Glue42 enables a powerful and fluid desktop user experience by enabling applications to interoperate with one another.
You also have access to the shared contexts – objects, shared between all of your applications, changes to which trigger events.
Until very recently the statement that Glue42 allows applications to talk to one another had a little asterisk next to it. The catch was that to integrate an application you were required to have access to the source code or an exposed API that had to exist for you to be able to create a bridge.
Our latest Glue42 Distribution introduces container extensions – a new way to integrate an application – in-house and 3rd party, no strings attached. We also provide a Glue42 Extension Template to get you started.
Browser extensions enrich your web browser experience with additional features. They modify web pages and user interfaces and integrate your browser with other services you use.
We ported the browser extensions to the Glue42 container. We call them “Container extensions”.

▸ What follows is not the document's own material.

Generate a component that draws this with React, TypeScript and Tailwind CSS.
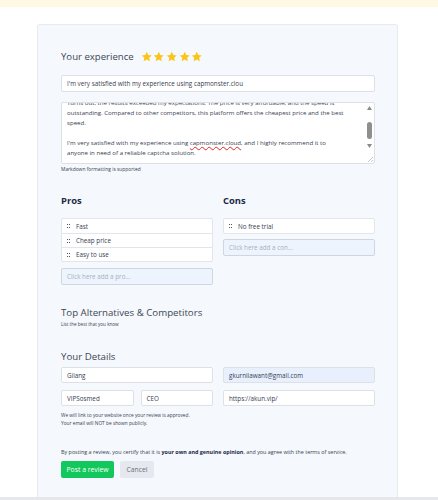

Let me walk you through an example.
From within the Toolbar, I will start Yahoo Finance – an application used by traders in their everyday lives and one that is vital to their workflows.
Right off the bat, you notice something different – the Glue42 logo is in the top left corner letting me know that I have an extension running on the website. Hovering over the logo shows information about the extension and the gateway connection. I can drag the logo anywhere to not block my work.
Let me see how the Apple stock is doing after Jony Ive’s departure. The extension knows when I am viewing an instrument page and automatically injects an ‘Open in Glue42’ button.
Clicking the button opens a Chart and a News application with the right context (AAPL) and triggers a notification.
I don’t have to write my own version of Yahoo Finance from scratch to Glue enable it.
Container extensions in Glue42 are a powerful tool that allows for integrations that weren’t imaginable before. The possibilities are endless – you could inject context menus, launch applications, invoke methods, use existing Google Chrome extensions (e.g. React/Redux dev tools) and change the look and feel of 3rd party applications. The best part is that the Glue42 Extension Template makes all this a breeze.